**TASK PROMPT**
Keep the wording of each record exactly the same when you repeat it, and leave out pictures.

# START OF SUPPLIED MATERIAL

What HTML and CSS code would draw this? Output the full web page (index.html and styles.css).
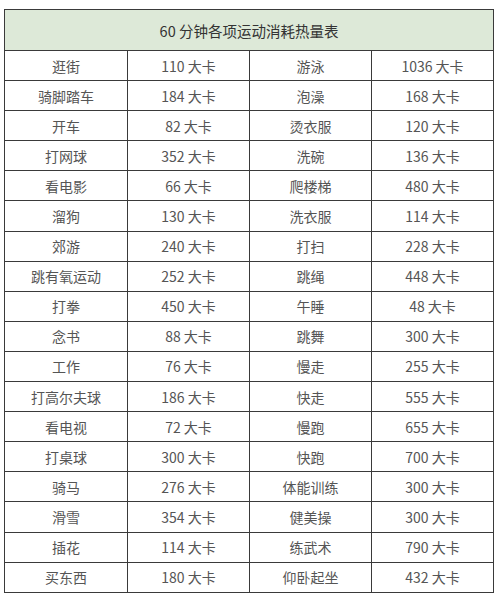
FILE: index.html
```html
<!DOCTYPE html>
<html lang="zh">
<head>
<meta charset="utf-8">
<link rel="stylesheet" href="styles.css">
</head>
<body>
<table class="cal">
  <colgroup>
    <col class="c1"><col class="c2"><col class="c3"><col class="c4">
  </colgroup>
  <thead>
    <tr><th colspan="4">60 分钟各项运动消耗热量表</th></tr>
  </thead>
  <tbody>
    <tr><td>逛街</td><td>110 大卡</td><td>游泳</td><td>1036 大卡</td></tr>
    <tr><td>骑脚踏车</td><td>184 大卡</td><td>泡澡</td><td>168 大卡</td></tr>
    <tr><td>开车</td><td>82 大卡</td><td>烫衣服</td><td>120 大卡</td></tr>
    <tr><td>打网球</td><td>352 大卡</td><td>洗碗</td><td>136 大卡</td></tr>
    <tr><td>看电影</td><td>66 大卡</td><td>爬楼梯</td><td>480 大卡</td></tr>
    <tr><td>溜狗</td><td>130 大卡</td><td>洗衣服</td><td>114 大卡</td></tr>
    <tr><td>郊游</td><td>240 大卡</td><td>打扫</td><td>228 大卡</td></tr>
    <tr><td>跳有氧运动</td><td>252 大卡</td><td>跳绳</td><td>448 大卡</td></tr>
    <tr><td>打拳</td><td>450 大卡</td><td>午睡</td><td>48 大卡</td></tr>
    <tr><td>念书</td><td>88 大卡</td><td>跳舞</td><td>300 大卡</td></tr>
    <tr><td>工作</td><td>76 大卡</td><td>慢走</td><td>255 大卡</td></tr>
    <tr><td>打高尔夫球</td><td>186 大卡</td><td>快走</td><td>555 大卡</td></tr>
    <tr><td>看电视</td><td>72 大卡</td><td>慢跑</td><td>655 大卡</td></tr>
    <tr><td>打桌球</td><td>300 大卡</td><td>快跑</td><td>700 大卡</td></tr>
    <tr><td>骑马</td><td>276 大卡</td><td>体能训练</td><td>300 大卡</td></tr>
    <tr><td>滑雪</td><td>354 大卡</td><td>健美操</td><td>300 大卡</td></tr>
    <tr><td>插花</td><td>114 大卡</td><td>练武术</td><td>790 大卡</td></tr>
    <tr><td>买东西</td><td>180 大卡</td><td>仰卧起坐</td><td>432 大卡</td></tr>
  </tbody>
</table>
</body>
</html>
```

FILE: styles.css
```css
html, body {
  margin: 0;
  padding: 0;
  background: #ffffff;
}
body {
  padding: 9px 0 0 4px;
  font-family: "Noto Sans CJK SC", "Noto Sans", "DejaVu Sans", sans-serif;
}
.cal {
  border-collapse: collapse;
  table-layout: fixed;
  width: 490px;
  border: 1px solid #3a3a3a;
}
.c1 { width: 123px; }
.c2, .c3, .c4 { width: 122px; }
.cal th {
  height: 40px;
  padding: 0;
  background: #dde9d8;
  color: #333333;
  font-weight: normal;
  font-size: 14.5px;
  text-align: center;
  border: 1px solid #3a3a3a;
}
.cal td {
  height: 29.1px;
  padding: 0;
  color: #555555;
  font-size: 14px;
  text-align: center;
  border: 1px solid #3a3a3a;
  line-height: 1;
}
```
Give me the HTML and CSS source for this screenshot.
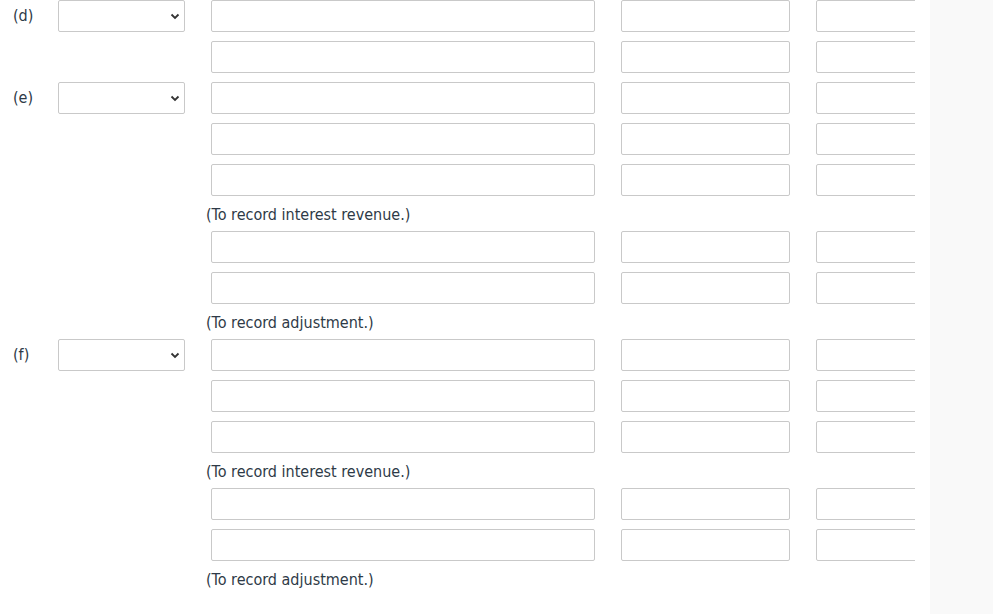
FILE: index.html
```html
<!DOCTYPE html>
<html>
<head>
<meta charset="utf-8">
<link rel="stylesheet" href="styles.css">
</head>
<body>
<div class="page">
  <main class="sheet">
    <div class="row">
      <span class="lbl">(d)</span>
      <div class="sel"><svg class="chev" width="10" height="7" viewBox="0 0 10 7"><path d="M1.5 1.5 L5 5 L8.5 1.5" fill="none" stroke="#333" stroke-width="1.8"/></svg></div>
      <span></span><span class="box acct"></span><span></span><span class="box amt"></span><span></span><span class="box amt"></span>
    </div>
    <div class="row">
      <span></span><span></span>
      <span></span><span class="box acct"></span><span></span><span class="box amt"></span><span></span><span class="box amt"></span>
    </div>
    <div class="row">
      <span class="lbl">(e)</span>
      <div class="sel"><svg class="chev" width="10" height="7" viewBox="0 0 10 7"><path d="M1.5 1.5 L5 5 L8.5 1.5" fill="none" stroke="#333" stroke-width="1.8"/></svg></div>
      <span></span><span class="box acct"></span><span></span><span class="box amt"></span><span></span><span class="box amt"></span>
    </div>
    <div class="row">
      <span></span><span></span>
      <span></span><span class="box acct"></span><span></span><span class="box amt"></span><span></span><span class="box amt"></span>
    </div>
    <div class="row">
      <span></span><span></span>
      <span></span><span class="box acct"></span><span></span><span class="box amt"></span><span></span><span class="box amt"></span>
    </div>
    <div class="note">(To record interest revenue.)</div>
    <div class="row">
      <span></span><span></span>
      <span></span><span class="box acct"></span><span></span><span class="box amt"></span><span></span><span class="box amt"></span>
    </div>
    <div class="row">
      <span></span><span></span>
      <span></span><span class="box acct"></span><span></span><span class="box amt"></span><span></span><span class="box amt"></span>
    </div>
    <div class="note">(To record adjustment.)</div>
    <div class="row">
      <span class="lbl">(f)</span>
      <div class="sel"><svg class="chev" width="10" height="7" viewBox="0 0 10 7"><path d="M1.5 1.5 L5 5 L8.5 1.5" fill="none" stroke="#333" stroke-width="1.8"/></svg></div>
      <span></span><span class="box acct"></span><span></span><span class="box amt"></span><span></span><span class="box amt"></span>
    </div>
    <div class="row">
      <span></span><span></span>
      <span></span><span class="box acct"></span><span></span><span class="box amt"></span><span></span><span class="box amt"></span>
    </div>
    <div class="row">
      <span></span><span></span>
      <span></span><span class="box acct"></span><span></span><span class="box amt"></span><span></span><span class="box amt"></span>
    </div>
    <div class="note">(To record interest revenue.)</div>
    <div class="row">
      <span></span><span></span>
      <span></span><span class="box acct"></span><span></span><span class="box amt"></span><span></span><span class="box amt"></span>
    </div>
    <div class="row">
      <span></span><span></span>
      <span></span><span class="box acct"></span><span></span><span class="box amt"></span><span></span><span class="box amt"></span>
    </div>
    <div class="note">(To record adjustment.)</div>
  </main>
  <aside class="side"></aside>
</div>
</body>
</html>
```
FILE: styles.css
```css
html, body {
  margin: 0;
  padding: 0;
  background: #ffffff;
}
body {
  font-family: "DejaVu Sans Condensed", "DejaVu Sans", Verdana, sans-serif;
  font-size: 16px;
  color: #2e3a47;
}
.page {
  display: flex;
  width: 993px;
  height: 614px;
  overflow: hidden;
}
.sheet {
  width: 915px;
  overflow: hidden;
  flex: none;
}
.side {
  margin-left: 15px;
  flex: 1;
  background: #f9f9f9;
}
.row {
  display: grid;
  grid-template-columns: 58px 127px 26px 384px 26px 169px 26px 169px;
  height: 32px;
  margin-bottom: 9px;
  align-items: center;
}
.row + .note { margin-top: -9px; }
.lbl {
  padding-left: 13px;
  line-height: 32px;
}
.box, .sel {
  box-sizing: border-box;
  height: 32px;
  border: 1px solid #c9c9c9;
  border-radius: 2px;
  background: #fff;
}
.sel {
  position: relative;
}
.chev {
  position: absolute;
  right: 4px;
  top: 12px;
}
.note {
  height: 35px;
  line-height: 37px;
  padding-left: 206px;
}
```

# END OF SUPPLIED MATERIAL

**THE OUTPUT**
What HTML and CSS code would draw this? Output the full web page (index.html and styles.css).
FILE: index.html
```html
<!DOCTYPE html>
<html lang="zh">
<head>
<meta charset="utf-8">
<link rel="stylesheet" href="styles.css">
</head>
<body>
<table class="cal">
  <colgroup>
    <col class="c1"><col class="c2"><col class="c3"><col class="c4">
  </colgroup>
  <thead>
    <tr><th colspan="4">60 分钟各项运动消耗热量表</th></tr>
  </thead>
  <tbody>
    <tr><td>逛街</td><td>110 大卡</td><td>游泳</td><td>1036 大卡</td></tr>
    <tr><td>骑脚踏车</td><td>184 大卡</td><td>泡澡</td><td>168 大卡</td></tr>
    <tr><td>开车</td><td>82 大卡</td><td>烫衣服</td><td>120 大卡</td></tr>
    <tr><td>打网球</td><td>352 大卡</td><td>洗碗</td><td>136 大卡</td></tr>
    <tr><td>看电影</td><td>66 大卡</td><td>爬楼梯</td><td>480 大卡</td></tr>
    <tr><td>溜狗</td><td>130 大卡</td><td>洗衣服</td><td>114 大卡</td></tr>
    <tr><td>郊游</td><td>240 大卡</td><td>打扫</td><td>228 大卡</td></tr>
    <tr><td>跳有氧运动</td><td>252 大卡</td><td>跳绳</td><td>448 大卡</td></tr>
    <tr><td>打拳</td><td>450 大卡</td><td>午睡</td><td>48 大卡</td></tr>
    <tr><td>念书</td><td>88 大卡</td><td>跳舞</td><td>300 大卡</td></tr>
    <tr><td>工作</td><td>76 大卡</td><td>慢走</td><td>255 大卡</td></tr>
    <tr><td>打高尔夫球</td><td>186 大卡</td><td>快走</td><td>555 大卡</td></tr>
    <tr><td>看电视</td><td>72 大卡</td><td>慢跑</td><td>655 大卡</td></tr>
    <tr><td>打桌球</td><td>300 大卡</td><td>快跑</td><td>700 大卡</td></tr>
    <tr><td>骑马</td><td>276 大卡</td><td>体能训练</td><td>300 大卡</td></tr>
    <tr><td>滑雪</td><td>354 大卡</td><td>健美操</td><td>300 大卡</td></tr>
    <tr><td>插花</td><td>114 大卡</td><td>练武术</td><td>790 大卡</td></tr>
    <tr><td>买东西</td><td>180 大卡</td><td>仰卧起坐</td><td>432 大卡</td></tr>
  </tbody>
</table>
</body>
</html>
```

FILE: styles.css
```css
html, body {
  margin: 0;
  padding: 0;
  background: #ffffff;
}
body {
  padding: 9px 0 0 4px;
  font-family: "Noto Sans CJK SC", "Noto Sans", "DejaVu Sans", sans-serif;
}
.cal {
  border-collapse: collapse;
  table-layout: fixed;
  width: 490px;
  border: 1px solid #3a3a3a;
}
.c1 { width: 123px; }
.c2, .c3, .c4 { width: 122px; }
.cal th {
  height: 40px;
  padding: 0;
  background: #dde9d8;
  color: #333333;
  font-weight: normal;
  font-size: 14.5px;
  text-align: center;
  border: 1px solid #3a3a3a;
}
.cal td {
  height: 29.1px;
  padding: 0;
  color: #555555;
  font-size: 14px;
  text-align: center;
  border: 1px solid #3a3a3a;
  line-height: 1;
}
```
Give me the HTML and CSS source for this screenshot.
FILE: index.html
```html
<!DOCTYPE html>
<html>
<head>
<meta charset="utf-8">
<link rel="stylesheet" href="styles.css">
</head>
<body>
<div class="page">
  <main class="sheet">
    <div class="row">
      <span class="lbl">(d)</span>
      <div class="sel"><svg class="chev" width="10" height="7" viewBox="0 0 10 7"><path d="M1.5 1.5 L5 5 L8.5 1.5" fill="none" stroke="#333" stroke-width="1.8"/></svg></div>
      <span></span><span class="box acct"></span><span></span><span class="box amt"></span><span></span><span class="box amt"></span>
    </div>
    <div class="row">
      <span></span><span></span>
      <span></span><span class="box acct"></span><span></span><span class="box amt"></span><span></span><span class="box amt"></span>
    </div>
    <div class="row">
      <span class="lbl">(e)</span>
      <div class="sel"><svg class="chev" width="10" height="7" viewBox="0 0 10 7"><path d="M1.5 1.5 L5 5 L8.5 1.5" fill="none" stroke="#333" stroke-width="1.8"/></svg></div>
      <span></span><span class="box acct"></span><span></span><span class="box amt"></span><span></span><span class="box amt"></span>
    </div>
    <div class="row">
      <span></span><span></span>
      <span></span><span class="box acct"></span><span></span><span class="box amt"></span><span></span><span class="box amt"></span>
    </div>
    <div class="row">
      <span></span><span></span>
      <span></span><span class="box acct"></span><span></span><span class="box amt"></span><span></span><span class="box amt"></span>
    </div>
    <div class="note">(To record interest revenue.)</div>
    <div class="row">
      <span></span><span></span>
      <span></span><span class="box acct"></span><span></span><span class="box amt"></span><span></span><span class="box amt"></span>
    </div>
    <div class="row">
      <span></span><span></span>
      <span></span><span class="box acct"></span><span></span><span class="box amt"></span><span></span><span class="box amt"></span>
    </div>
    <div class="note">(To record adjustment.)</div>
    <div class="row">
      <span class="lbl">(f)</span>
      <div class="sel"><svg class="chev" width="10" height="7" viewBox="0 0 10 7"><path d="M1.5 1.5 L5 5 L8.5 1.5" fill="none" stroke="#333" stroke-width="1.8"/></svg></div>
      <span></span><span class="box acct"></span><span></span><span class="box amt"></span><span></span><span class="box amt"></span>
    </div>
    <div class="row">
      <span></span><span></span>
      <span></span><span class="box acct"></span><span></span><span class="box amt"></span><span></span><span class="box amt"></span>
    </div>
    <div class="row">
      <span></span><span></span>
      <span></span><span class="box acct"></span><span></span><span class="box amt"></span><span></span><span class="box amt"></span>
    </div>
    <div class="note">(To record interest revenue.)</div>
    <div class="row">
      <span></span><span></span>
      <span></span><span class="box acct"></span><span></span><span class="box amt"></span><span></span><span class="box amt"></span>
    </div>
    <div class="row">
      <span></span><span></span>
      <span></span><span class="box acct"></span><span></span><span class="box amt"></span><span></span><span class="box amt"></span>
    </div>
    <div class="note">(To record adjustment.)</div>
  </main>
  <aside class="side"></aside>
</div>
</body>
</html>
```
FILE: styles.css
```css
html, body {
  margin: 0;
  padding: 0;
  background: #ffffff;
}
body {
  font-family: "DejaVu Sans Condensed", "DejaVu Sans", Verdana, sans-serif;
  font-size: 16px;
  color: #2e3a47;
}
.page {
  display: flex;
  width: 993px;
  height: 614px;
  overflow: hidden;
}
.sheet {
  width: 915px;
  overflow: hidden;
  flex: none;
}
.side {
  margin-left: 15px;
  flex: 1;
  background: #f9f9f9;
}
.row {
  display: grid;
  grid-template-columns: 58px 127px 26px 384px 26px 169px 26px 169px;
  height: 32px;
  margin-bottom: 9px;
  align-items: center;
}
.row + .note { margin-top: -9px; }
.lbl {
  padding-left: 13px;
  line-height: 32px;
}
.box, .sel {
  box-sizing: border-box;
  height: 32px;
  border: 1px solid #c9c9c9;
  border-radius: 2px;
  background: #fff;
}
.sel {
  position: relative;
}
.chev {
  position: absolute;
  right: 4px;
  top: 12px;
}
.note {
  height: 35px;
  line-height: 37px;
  padding-left: 206px;
}
```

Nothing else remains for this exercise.